No Tribunal de Instrução Criminal de Lisboa, onde decorre a fase de instrução do processo relativo à morte, em setembro de 2016, dos recrutas Hugo Abreu e Dylan Silva, durante o 127.º curso de Comandos, o capitão Miguel Domingues disse que, desde 2011, ano em que assumiu a chefia da equipa sanitária, pediu ao Exército, "verbalmente e por escrito", que fornecesse mais material e equipamento de socorro, e permitisse o reforço dos meios humanos.

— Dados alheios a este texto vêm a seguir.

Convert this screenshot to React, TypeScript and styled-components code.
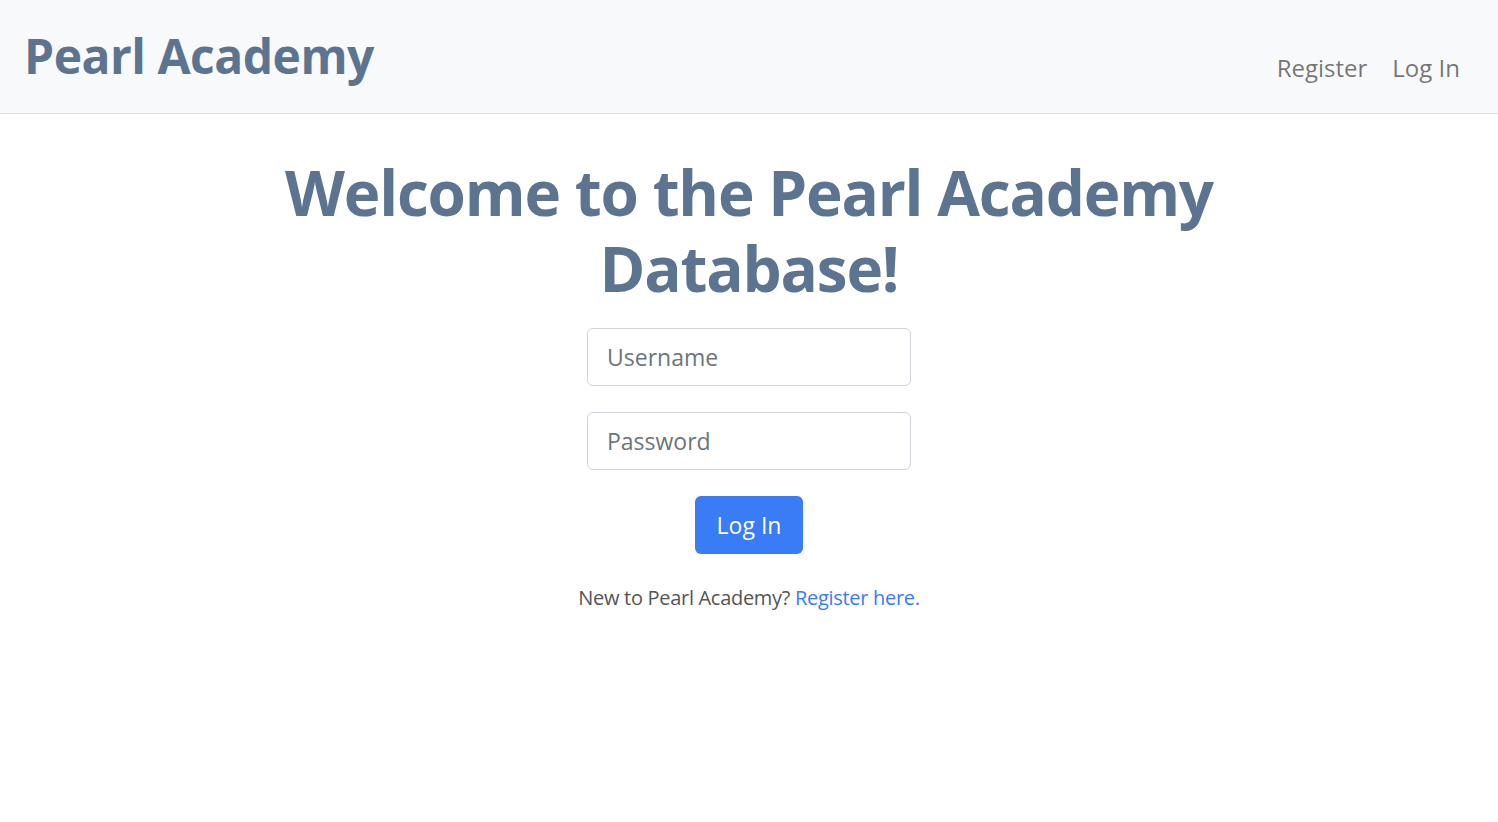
import React from 'react'
import styled, { createGlobalStyle } from 'styled-components'

const GlobalStyle = createGlobalStyle`
  html, body {
    margin: 0;
    padding: 0;
    background: #ffffff;
    font-family: 'Open Sans', 'Noto Sans', Arial, sans-serif;
  }
  * {
    box-sizing: border-box;
  }
`

const Navbar = styled.nav`
  display: flex;
  align-items: center;
  justify-content: space-between;
  height: 114px;
  padding: 0 38px 0 24px;
  background: #f8f9fa;
  border-bottom: 1px solid #dee2e6;
`

const Brand = styled.a`
  font-size: 48px;
  font-weight: 700;
  color: #5d7490;
  text-decoration: none;
  letter-spacing: -0.5px;
  margin-top: -2px;
`

const NavLinks = styled.ul`
  display: flex;
  gap: 25px;
  list-style: none;
  margin: 22px 0 0;
  padding: 0;
`

const NavLink = styled.a`
  font-size: 24px;
  color: rgba(0, 0, 0, 0.55);
  text-decoration: none;
`

const Main = styled.main`
  display: flex;
  flex-direction: column;
  align-items: center;
  padding-top: 40px;
`

const Heading = styled.h1`
  margin: 0 0 22px;
  max-width: 1000px;
  text-align: center;
  font-size: 62px;
  line-height: 76px;
  font-weight: 700;
  color: #5d7490;
  letter-spacing: -1.2px;
`

const Form = styled.form`
  display: flex;
  flex-direction: column;
  align-items: center;
  gap: 26px;
  width: 324px;
`

const Input = styled.input`
  width: 100%;
  height: 58px;
  padding: 0 19px;
  font-family: inherit;
  font-size: 23px;
  color: #212529;
  background: #fff;
  border: 1px solid #ced4da;
  border-radius: 6px;
  outline: none;

  &::placeholder {
    color: #6c757d;
  }
`

const SubmitButton = styled.button`
  height: 58px;
  padding: 0 22px;
  font-family: inherit;
  font-size: 23px;
  color: #fff;
  background: #3a7bf6;
  border: none;
  border-radius: 6px;
  cursor: pointer;
`

const Footnote = styled.p`
  margin: 30px 0 0;
  font-size: 20px;
  color: #555;
  letter-spacing: -0.3px;
`

const FootLink = styled.a`
  color: #3a7bf6;
  text-decoration: none;
`

export default function App() {
  return (
    <>
      <GlobalStyle />
      <Navbar>
        <Brand href="#">Pearl Academy</Brand>
        <NavLinks>
          <li>
            <NavLink href="#">Register</NavLink>
          </li>
          <li>
            <NavLink href="#">Log In</NavLink>
          </li>
        </NavLinks>
      </Navbar>
      <Main>
        <Heading>Welcome to the Pearl Academy Database!</Heading>
        <Form onSubmit={e => e.preventDefault()}>
          <Input type="text" placeholder="Username" />
          <Input type="password" placeholder="Password" />
          <SubmitButton type="submit">Log In</SubmitButton>
        </Form>
        <Footnote>
          New to Pearl Academy? <FootLink href="#">Register here.</FootLink>
        </Footnote>
      </Main>
    </>
  )
}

“Pedi via hierárquica, ao comandante da Unidade (Regimento de Comandos), coronel Dores Moreira. Pedi e fui pedindo ao longo dos anos, e em 2015 foi quando houve um pedido de maior número de material”, explicou o oficial, acrescentando que o mesmo nunca lhe foi facultado, nomeadamente material de suporte avançado de vida, um hospital de campanha em vez de uma tenda, ou até mesmo uma balança, que não havia.

Contudo, esses documentos de pedido de material não constam dos autos porque, segundo explicou hoje a procuradora do Ministério Público (MP), Cândida Vilar, o “Exército nunca os enviou”, sublinhando que o anterior comandante do Regimento de Comandos, coronel Dores Moreira, “nunca colaborou” com a investigação: “Talvez o atual comandante forneça”, salientou Cândida Vilar.

O advogado do arguido acrescentou, por seu lado, que os diversos pedidos feitos por escrito pelo seu constituinte ao Exército “serão apresentados no momento certo”, dando a entender que foram mais do que quatro os requerimentos entregues a este ramo das Forças Armadas pelo seu constituinte a solicitar mais material.

O capitão Miguel Domingues salientou que as condições dadas pelo Exército, no que ao apoio sanitário dizia respeito, “eram as possíveis” e “não as ideais”.

A instrução é uma fase processual facultativa que visa a comprovação ou o arquivamento por um juiz da acusação da acusação do Ministério Público (MP), cabendo ao juiz decidir se leva ou não os arguidos a julgamento.

Em junho do ano passado, o MP acusou 19 militares no processo relativo à morte de dois recrutas dos Comandos e internamento de outros, considerando que os arguidos atuaram com "manifesto desprezo pelas consequências gravosas que provocaram nos ofendidos".

"Os princípios e valores pelos quais se regem os arguidos revelam desrespeito pela vida, dignidade e liberdade da pessoa humana, tratando os ofendidos como pessoas descartáveis", indica a acusação assinada pela procuradora Cândida Vilar.

A acusação refere que, ao sujeitarem os ofendidos a essa "penosidade física e psicológica" durante a recruta efetuada em setembro de 2016, todos os arguidos sabiam que "excediam os limites" permitidos pela Constituição e pelo Estatuto dos Militares da Forças Armadas e "colocaram em risco a vida e a saúde dos ofendidos, o que aconteceu logo no primeiro dia de formação.

Da lista dos 19 acusados por abuso de autoridade por ofensa à integridade física no processo desencadeado pela morte dos recrutas Hugo Abreu e Dylan Silva e pelo internamento de outros constam oito oficiais do Exército, oito sargentos e três praças, todos do Regimento de Comandos.

Entre os acusados está o tenente-coronel Mário Maia, diretor da primeira prova (Prova Zero) do 127.º curso de Comandos, o capitão Rui Monteiro, Comandante da Companhia de Formação do mesmo curso, Miguel Domingues, capitão e médico responsável pela equipa sanitária, e o sargento enfermeiro João Coelho.

Dois recrutas morreram e vários outros receberam assistência hospitalar durante o treino do 127.º Curso de Comandos, na região de Alcochete, distrito de Setúbal, a 04 de setembro de 2016.